Stéphane Knoerr est conscient de ces difficultés de mise en oeuvre :
« On ne pourra jamais rendre un centre-ville historique comme celui de Strasbourg accessible à 100%. C’est une utopie de penser cela. Simplement, il faudrait que l’accès aux espaces historiques soit facilité pour pouvoir se rendre le plus près possible de ces endroits. Par exemple, on pourrait mettre des places handicapées à proximité de la cathédrale. »
André Wahl, président de l’Association de parents et de personnes handicapées (AAPEI) de Strasbourg et de l’Urapei, l’union régionale, est plutôt satisfait de cette mise en accessibilité :
« Cette ville est un exemple en matière d’investissements et d’engagements pour le handicap, l’handicap mental en particulier. Pour le handicap moteur, le principe est enclenché. En 2008, selon les municipalités et les moyens, la programmation financière n’était pas tout à fait calée, mais là j’ai le sentiment qu’en 2025 les choses seront bouclées. »

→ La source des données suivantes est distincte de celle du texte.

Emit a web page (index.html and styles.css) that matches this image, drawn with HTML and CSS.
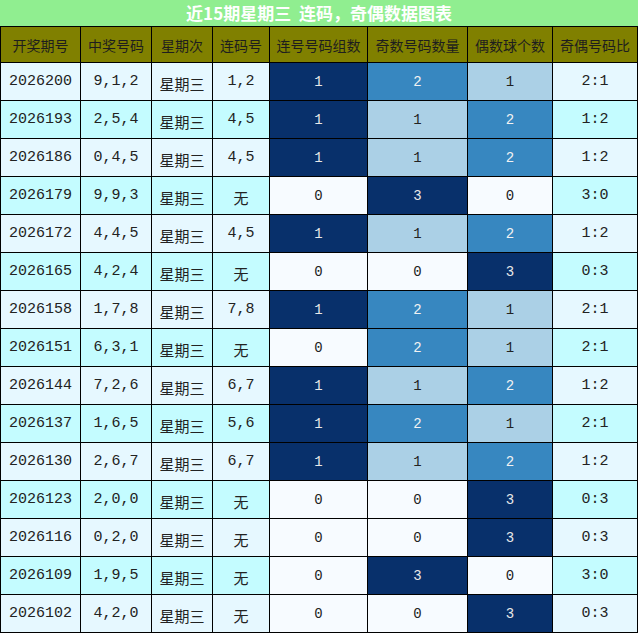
FILE: index.html
```html
<!DOCTYPE html>
<html lang="zh">
<head>
<meta charset="utf-8">
<title>近15期星期三 连码，奇偶数据图表</title>
<link rel="stylesheet" href="styles.css">
</head>
<body>
<div class="title">近15期星期三&nbsp;&nbsp;连码，奇偶数据图表</div>
<table class="grid">
<colgroup>
<col class="w80"><col class="w71"><col class="w61"><col class="w57"><col class="w98"><col class="w100"><col class="w85"><col class="w85">
</colgroup>
<thead>
<tr><th>开奖期号</th><th>中奖号码</th><th>星期次</th><th>连码号</th><th>连号号码组数</th><th>奇数号码数量</th><th>偶数球个数</th><th>奇偶号码比</th></tr>
</thead>
<tbody>
<tr class="ra"><td>2026200</td><td>9,1,2</td><td class="zh">星期三</td><td>1,2</td><td class="c3">1</td><td class="c2">2</td><td class="c1">1</td><td>2:1</td></tr>
<tr class="rb"><td>2026193</td><td>2,5,4</td><td class="zh">星期三</td><td>4,5</td><td class="c3">1</td><td class="c1">1</td><td class="c2">2</td><td>1:2</td></tr>
<tr class="ra"><td>2026186</td><td>0,4,5</td><td class="zh">星期三</td><td>4,5</td><td class="c3">1</td><td class="c1">1</td><td class="c2">2</td><td>1:2</td></tr>
<tr class="rb"><td>2026179</td><td>9,9,3</td><td class="zh">星期三</td><td class="zh">无</td><td class="c0">0</td><td class="c3">3</td><td class="c0">0</td><td>3:0</td></tr>
<tr class="ra"><td>2026172</td><td>4,4,5</td><td class="zh">星期三</td><td>4,5</td><td class="c3">1</td><td class="c1">1</td><td class="c2">2</td><td>1:2</td></tr>
<tr class="rb"><td>2026165</td><td>4,2,4</td><td class="zh">星期三</td><td class="zh">无</td><td class="c0">0</td><td class="c0">0</td><td class="c3">3</td><td>0:3</td></tr>
<tr class="ra"><td>2026158</td><td>1,7,8</td><td class="zh">星期三</td><td>7,8</td><td class="c3">1</td><td class="c2">2</td><td class="c1">1</td><td>2:1</td></tr>
<tr class="rb"><td>2026151</td><td>6,3,1</td><td class="zh">星期三</td><td class="zh">无</td><td class="c0">0</td><td class="c2">2</td><td class="c1">1</td><td>2:1</td></tr>
<tr class="ra"><td>2026144</td><td>7,2,6</td><td class="zh">星期三</td><td>6,7</td><td class="c3">1</td><td class="c1">1</td><td class="c2">2</td><td>1:2</td></tr>
<tr class="rb"><td>2026137</td><td>1,6,5</td><td class="zh">星期三</td><td>5,6</td><td class="c3">1</td><td class="c2">2</td><td class="c1">1</td><td>2:1</td></tr>
<tr class="ra"><td>2026130</td><td>2,6,7</td><td class="zh">星期三</td><td>6,7</td><td class="c3">1</td><td class="c1">1</td><td class="c2">2</td><td>1:2</td></tr>
<tr class="rb"><td>2026123</td><td>2,0,0</td><td class="zh">星期三</td><td class="zh">无</td><td class="c0">0</td><td class="c0">0</td><td class="c3">3</td><td>0:3</td></tr>
<tr class="ra"><td>2026116</td><td>0,2,0</td><td class="zh">星期三</td><td class="zh">无</td><td class="c0">0</td><td class="c0">0</td><td class="c3">3</td><td>0:3</td></tr>
<tr class="rb"><td>2026109</td><td>1,9,5</td><td class="zh">星期三</td><td class="zh">无</td><td class="c0">0</td><td class="c3">3</td><td class="c0">0</td><td>3:0</td></tr>
<tr class="ra"><td>2026102</td><td>4,2,0</td><td class="zh">星期三</td><td class="zh">无</td><td class="c0">0</td><td class="c0">0</td><td class="c3">3</td><td>0:3</td></tr>
</tbody>
</table>
</body>
</html>
```
FILE: styles.css
```css
html, body {
  margin: 0;
  padding: 0;
  background: #ffffff;
}
.title {
  height: 26px;
  line-height: 26px;
  background: #90ee90;
  color: #ffffff;
  font-family: "Noto Sans CJK SC", "Noto Sans", sans-serif;
  font-weight: bold;
  font-size: 17px;
  text-align: center;
  width: 638px;
}
.grid {
  width: 638px;
  table-layout: fixed;
  border-collapse: collapse;
  border: 1px solid #000;
}
.w80 { width: 80px; }
.w71 { width: 71px; }
.w61 { width: 61px; }
.w57 { width: 57px; }
.w98 { width: 98px; }
.w100 { width: 100px; }
.w85 { width: 85px; }
.grid th, .grid td {
  border: 1px solid #000;
  padding: 0;
  text-align: center;
  overflow: hidden;
  white-space: nowrap;
}
.grid thead tr { height: 36px; }
.grid th {
  background: #808000;
  color: #1e1e1e;
  font-family: "Noto Sans CJK SC", sans-serif;
  font-weight: normal;
  font-size: 14px;
}
.grid tbody tr { height: 38px; }
.grid td {
  font-family: "Liberation Mono", "Noto Sans CJK SC", monospace;
  font-size: 15px;
  color: #222;
}
.grid td.zh {
  font-family: "Noto Sans CJK SC", sans-serif;
  font-size: 15px;
  padding-top: 3px;
}
.ra td { background: #e6f8ff; }
.rb td { background: #c4fcff; }
.grid td.c0 { background: #f7fbff; color: #222; font-size: 14px; }
.grid td.c1 { background: #abd0e6; color: #222; font-size: 14px; }
.grid td.c2 { background: #3787c0; color: #f2f2f2; font-size: 14px; }
.grid td.c3 { background: #08306b; color: #e8e8e8; font-size: 14px; }
```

Un optimisme fort donc, même si la loi ne va pas assez loin selon lui :
« L’accessibilité doit aller au delà des bâtiments et ça ça n’a pas assez été pris en compte dans la loi de 2005. Il faut avoir, à chaque fois que c’est nécessaire, un accompagnement complémentaire. »
« Il reste encore beaucoup de chemin à parcourir »
Pour aller dans ce sens, l’AAPEI a mis en place un pictogramme qui représente le handicap mental : deux visages, un de face, l’autre de profil, sur un masque. Au moins une personne de chaque commerce et bâtiments qui l’affichent sur leurs vitrines doit avoir été formée à l’accueil et à l’accompagnement des personnes handicapées. Rivétoile a été le premier centre commercial à s’en équiper. André Wahl s’en félicite :
« Si on prend l’ensemble des services (centres administratifs, médiathèques, piscines, musées…), il y a vraiment une évolution du point de vue de l’état d’esprit. Par rapport à ce que j’ai connu il y a trente ans, il y a une ouverture indéniable, un regard qui a changé dans un peu tous les secteurs. »
En 2012, Strasbourg était encore classée 61ème dans le classement accessibilité des villes françaises de l’APF (Association des Paralysés de France). L’association n’a pas mis à jour son classement depuis.